Frederick Evans and Alvin Langdon Coburn are represented with atmospheric city views, landscapes and architectural interiors. These photographers chose a wide range of subjects, but their work shared the softened focus and lush surface quality that characterize Pictorialist photographs. York Minster: Door to Chapter House, c. 1900, is an example of Frederick Evans's platinum prints and of his luminous cathedral views. He successfully captured architectural details, yet the undefined space beyond this open door dominates the composition, a recurring motif in his photographs. Coburn's enchanting Wings!, 1914, a gum over platinum print, silhouettes an airplane overcoming gravity, an example of George Bernard Shaw's description of Coburn's work as "poetic".

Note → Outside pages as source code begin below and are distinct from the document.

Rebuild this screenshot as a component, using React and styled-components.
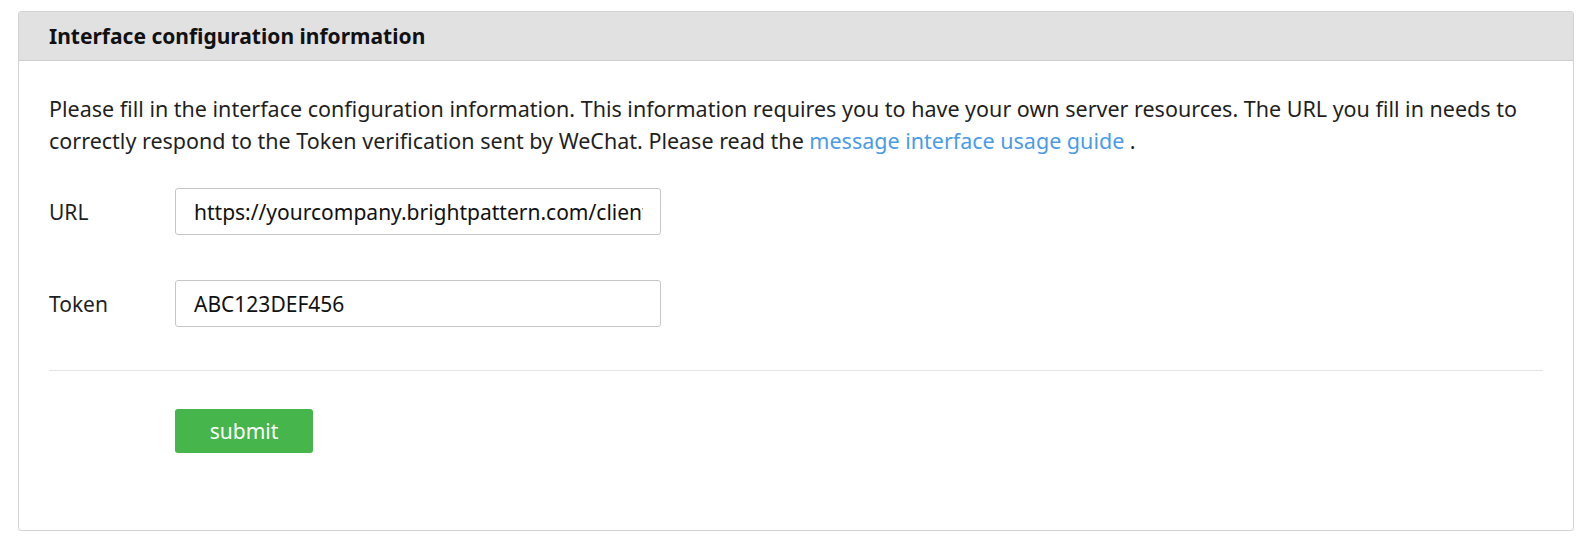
import React from 'react';
import styled, { createGlobalStyle } from 'styled-components';

const GlobalStyle = createGlobalStyle`
  html, body {
    margin: 0;
    padding: 0;
    background: #ffffff;
  }

  body {
    font-family: "Noto Sans", "Open Sans", Arial, sans-serif;
    color: #1f1f1f;
  }

  * {
    box-sizing: border-box;
  }
`;

const Page = styled.div`
  padding: 11px 19px 24px 18px;
`;

const Panel = styled.section`
  border: 1px solid #d3d3d3;
  border-radius: 3px;
  background: #ffffff;
  overflow: hidden;
`;

const PanelHeader = styled.header`
  display: flex;
  align-items: center;
  height: 49px;
  padding: 0 30px;
  background: #e1e1e1;
  border-bottom: 1px solid #cfcfcf;

  h2 {
    margin: 0;
    font-size: 21px;
    font-weight: 700;
    color: #111111;
  }
`;

const PanelBody = styled.div`
  padding: 32px 30px 77px;
`;

const Intro = styled.p`
  margin: 0 0 32px;
  font-size: 21.5px;
  line-height: 31.5px;

  a {
    color: #4a9be8;
    text-decoration: none;
  }
`;

const FormRow = styled.div`
  display: flex;
  align-items: center;
  margin-bottom: ${(p) => (p.$last ? '0' : '45px')};
`;

const Label = styled.label`
  flex: 0 0 126px;
  font-size: 21px;
  padding-top: 1px;
`;

const TextInput = styled.input`
  width: 486px;
  height: 47px;
  padding: 0 17px 0 18px;
  border: 1px solid #c6c6c6;
  border-radius: 3px;
  font-family: inherit;
  font-size: 21px;
  color: #111111;
  background: #ffffff;
  outline: none;
`;

const Divider = styled.hr`
  margin: 43px 0 38px;
  border: 0;
  border-top: 1px solid #e4e4e4;
`;

const Actions = styled.div`
  padding-left: 126px;
`;

const SubmitButton = styled.button`
  width: 138px;
  height: 44px;
  border: none;
  border-radius: 3px;
  background: #46b54b;
  color: #ffffff;
  font-family: inherit;
  font-size: 21px;
  cursor: pointer;
`;

const App = () => {
  return (
    <>
      <GlobalStyle />
      <Page>
        <Panel>
          <PanelHeader>
            <h2>Interface configuration information</h2>
          </PanelHeader>
          <PanelBody>
            <Intro>
              Please fill in the interface configuration information. This information requires you to have your own
              server resources. The URL you fill in needs to correctly respond to the Token verification sent by
              WeChat. Please read the <a href="#guide">message interface usage guide</a> .
            </Intro>
            <FormRow>
              <Label htmlFor="url">URL</Label>
              <TextInput
                id="url"
                defaultValue="https://yourcompany.brightpattern.com/clientweb/chat/wechat"
              />
            </FormRow>
            <FormRow $last>
              <Label htmlFor="token">Token</Label>
              <TextInput id="token" defaultValue="ABC123DEF456" />
            </FormRow>
            <Divider />
            <Actions>
              <SubmitButton type="button">submit</SubmitButton>
            </Actions>
          </PanelBody>
        </Panel>
      </Page>
    </>
  );
};

export default App;
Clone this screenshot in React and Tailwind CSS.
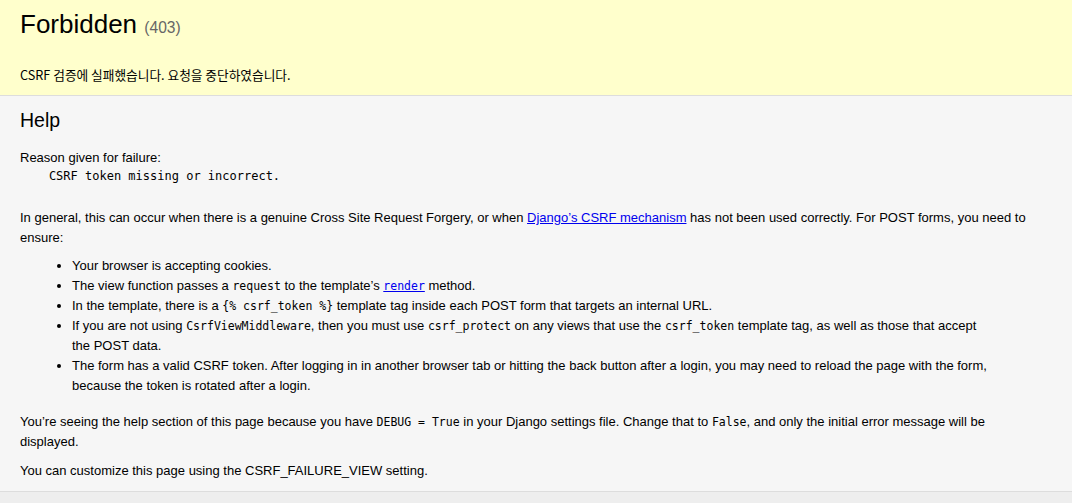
export default function App() {
  const code = "font-['DejaVu_Sans_Mono',monospace] text-[11.5px]";
  return (
    <div className="min-h-[503px] bg-[#eee] text-black font-['Liberation_Sans','Noto_Sans_CJK_KR',Arial,sans-serif] text-[13px] leading-[20px]">
      <div className="bg-[#ffc] border-b border-[#ddd] px-5 py-[10px]">
        <h1 className="text-[26px] leading-[29px] font-normal mb-[16px]">
          Forbidden <span className="text-[15.6px] leading-[15px] text-[#666]">(403)</span>
        </h1>
        <p className="pt-[10px] font-['Noto_Sans_CJK_KR',sans-serif] text-[12.7px] leading-[20px]">
          CSRF 검증에 실패했습니다. 요청을 중단하였습니다.
        </p>
      </div>
      <div className="bg-[#f6f6f6] border-b border-[#ddd] px-5 py-[10px]">
        <h2 className="text-[19.5px] leading-[29px] font-normal">Help</h2>
        <p className="pt-[13px]">Reason given for failure:</p>
        <pre className="mt-[1px] font-['DejaVu_Sans_Mono',monospace] text-[12px] leading-[15px]">
          {"    CSRF token missing or incorrect.\n    "}
        </pre>
        <p className="pt-[9px]">
          In general, this can occur when there is a genuine Cross Site Request Forgery, or when{" "}
          <a href="#" className="text-[#0000ee] underline">Django’s CSRF mechanism</a> has not been used correctly. For POST forms, you need to
          <br />
          ensure:
        </p>
        <ul className="list-disc ml-[52px] mt-[7.5px] mb-[6.5px]">
          <li>Your browser is accepting cookies.</li>
          <li>
            The view function passes a <code className={code}>request</code> to the template’s{" "}
            <a href="#" className="text-[#0000ee] underline"><code className={code}>render</code></a> method.
          </li>
          <li>
            In the template, there is a <code className={code}>{"{% csrf_token %}"}</code> template tag inside each POST form that targets an internal URL.
          </li>
          <li>
            If you are not using <code className={code}>CsrfViewMiddleware</code>, then you must use{" "}
            <code className={code}>csrf_protect</code> on any views that use the <code className={code}>csrf_token</code> template tag, as well as those that accept
            <br />
            the POST data.
          </li>
          <li>
            The form has a valid CSRF token. After logging in in another browser tab or hitting the back button after a login, you may need to reload the page with the form,
            <br />
            because the token is rotated after a login.
          </li>
        </ul>
        <p className="pt-[10px]">
          You’re seeing the help section of this page because you have <code className={code}>DEBUG = True</code> in your Django settings file. Change that to <code className={code}>False</code>, and only the initial error message will be
          <br />
          displayed.
        </p>
        <p className="pt-[9px]">You can customize this page using the CSRF_FAILURE_VIEW setting.</p>
      </div>
    </div>
  );
}
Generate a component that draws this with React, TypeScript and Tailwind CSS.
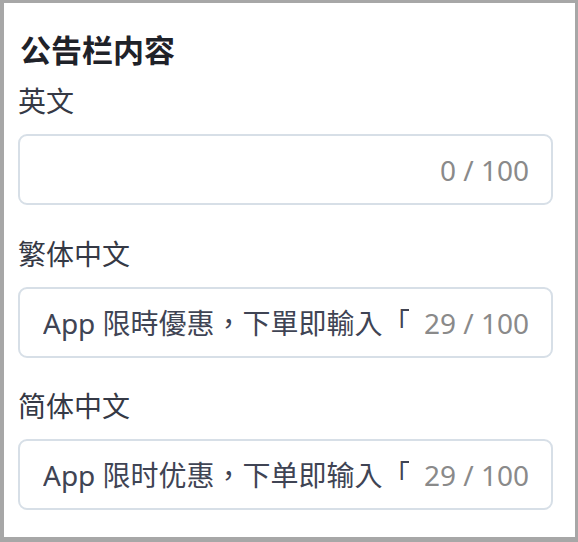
const sans = '"Noto Sans", "Noto Sans CJK SC", sans-serif';
const sansTC = '"Noto Sans", "Noto Sans CJK TC", sans-serif';

type Field = {
  label: string;
  value: string;
  font: string;
  mt: string;
};

const fields: Field[] = [
  { label: "英文", value: "", font: sans, mt: "mt-[13px]" },
  {
    label: "繁体中文",
    value: "App 限時優惠，下單即輸入「APP100」折扣碼享優惠！",
    font: sansTC,
    mt: "mt-[31px]",
  },
  {
    label: "简体中文",
    value: "App 限时优惠，下单即输入「APP100」折扣码享优惠！",
    // same full-width comma placement as the traditional row
    font: sansTC,
    mt: "mt-[30px]",
  },
];

const CountInput = ({ value, font }: { value: string; font: string }) => {
  return (
    <div className="mt-[15px] flex h-[71px] w-[535px] items-center gap-[15px] rounded-[9px] border-2 border-[#d7dfe7] bg-white pl-[23px] pr-[22px]">
      <div
        className="min-w-0 flex-1 overflow-hidden whitespace-nowrap text-[28px] leading-[36px] text-[#3f4454]"
        style={{ fontFamily: font }}
      >
        {value}
      </div>
      <span className="shrink-0 text-[28px] leading-[36px] text-[#8a8a8a]">
        {value.length} / 100
      </span>
    </div>
  );
};

const App = () => {
  return (
    <div
      className="h-[542px] w-[578px] border-b-[5px] border-l-4 border-r-[3px] border-t-[3px] border-[#a7a7a7] bg-white pl-[14px] pt-[27px]"
      style={{ fontFamily: sans }}
    >
      <h2 className="pl-[2px] text-[31px] font-bold leading-[40px] text-[#1f2229]">
        公告栏内容
      </h2>

      {fields.map((f) => (
        <div key={f.label}>
          <div className={`${f.mt} text-[28px] leading-[36px] text-[#353945]`}>
            {f.label}
          </div>
          <CountInput value={f.value} font={f.font} />
        </div>
      ))}
    </div>
  );
};

export default App;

Stieglitz recognized the talents of the great, early, pioneer photographers and he published their work in several issues of Camera Work. He wrote glowingly about the portraits of D. O. Hill (1802-1870) and Julia Margaret Cameron (1815-1879). Cameron did not ally herself with any movement, yet her work certainly defined the Pictorialist ideals. She was criticized in her own day for the technical imperfections and gauzy focus of her photographs, but Stieglitz celebrated her and appreciation for her photographs has never waned.
Four portraits by D. O. Hill & Robert Adamson (1822-1848), the undisputed masters of early portraiture, and three by Cameron are on exhibit. Her portrait, Sir J.F.W. Herschel, 1867, captures the prominent scientist and inventor at the end of his life. It is easy to understand why Cameron's portraits appealed to Stieglitz. Herschel's weathered, lined face and shadowed gaze is so much more than a slavish likeness of a prominent personality.